Il aurait enfin été intéressant d’effectuer un traitement de la question entièrement analogue à celui des documents de la base textuelle, et de profiter à ce niveau également de l’enrichissement. Nous avons parlé déjà des inconvénients et des dangers de ce choix. Nous renouvelons nos réticences tout en déplorant de n’avoir pu réaliser d’essai réel en ce sens.

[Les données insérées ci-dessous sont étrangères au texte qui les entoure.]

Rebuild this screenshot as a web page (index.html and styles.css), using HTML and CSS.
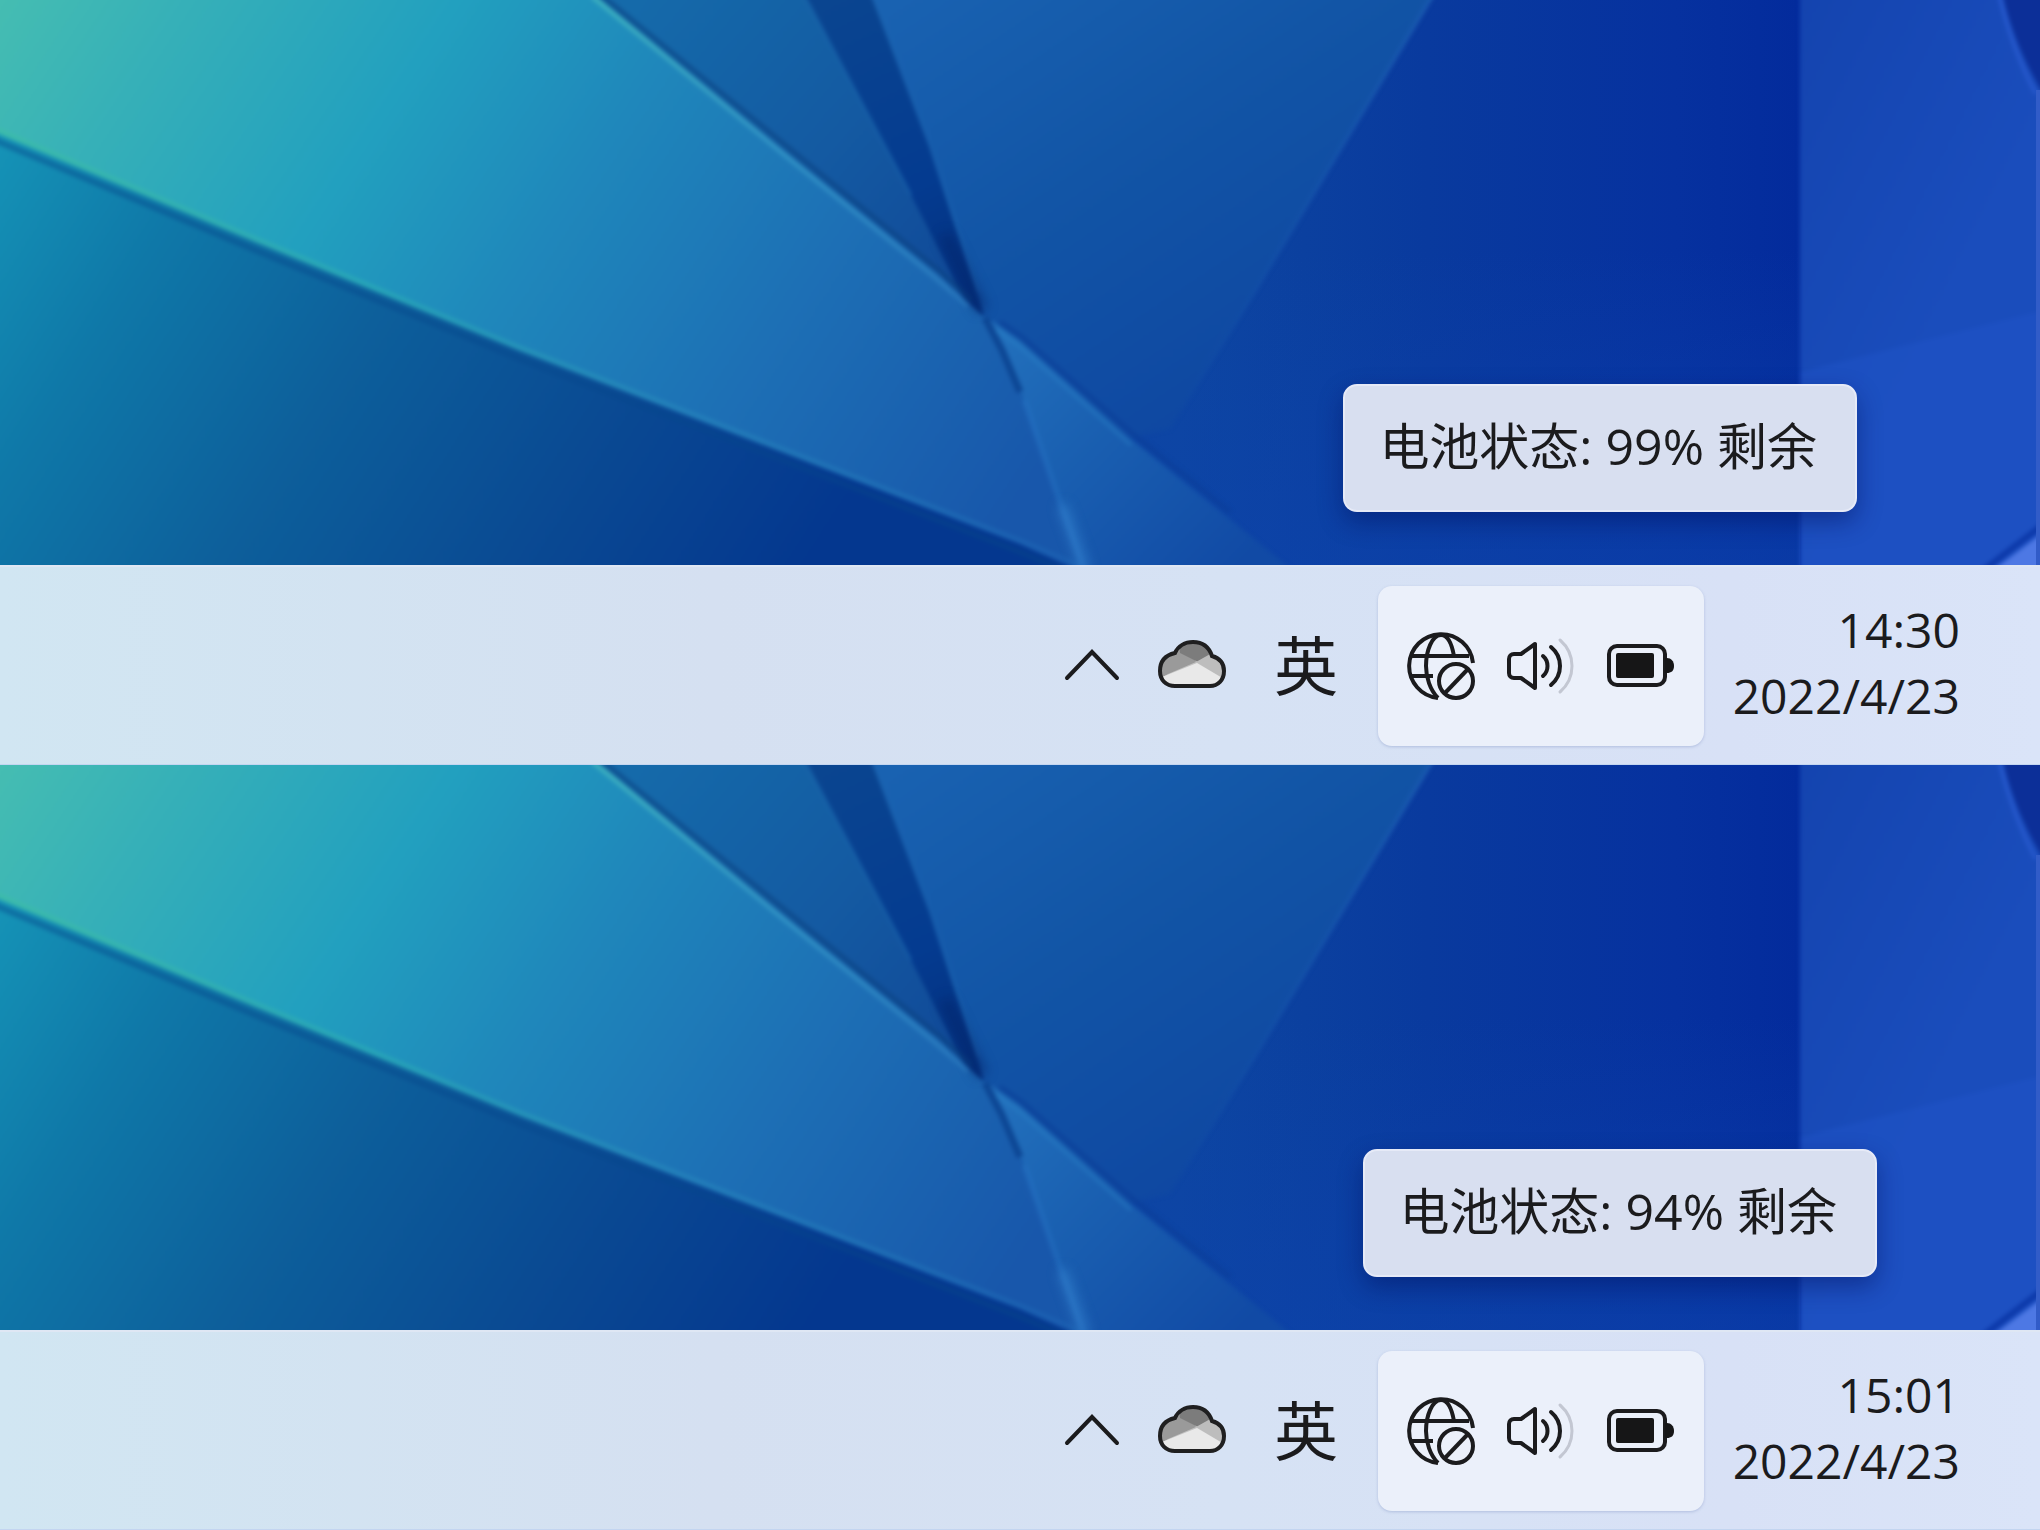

Avec les traitements appliqués aux requêtes, tantôt parallèles à ceux des document et tantôt très différents, puis avec la procédure de mise en correspondance de ces requêtes avec des fragments de textes susceptibles d’y apporter une réponse, nous avons non seulement établi une méthode permettant de valoriser l’information contenue dans la structure syntaxico-sémantique construite à partir de la base textuelle, mais nous avons également fourni un outil d’interrogation largement paramétrable qui permet de répondre à des besoins très divers des utilisateurs. L’application de question-réponse en est une illustration, mais l’extraction d’information est également possible, et son interrogation au niveau du document permet de l’associer au filtrage de textes. Il nous reste à présent à évaluer les différents processus qui d’une part construisent la structure informationnelle et d’autre part se chargent de son interrogation plus ou moins stricte.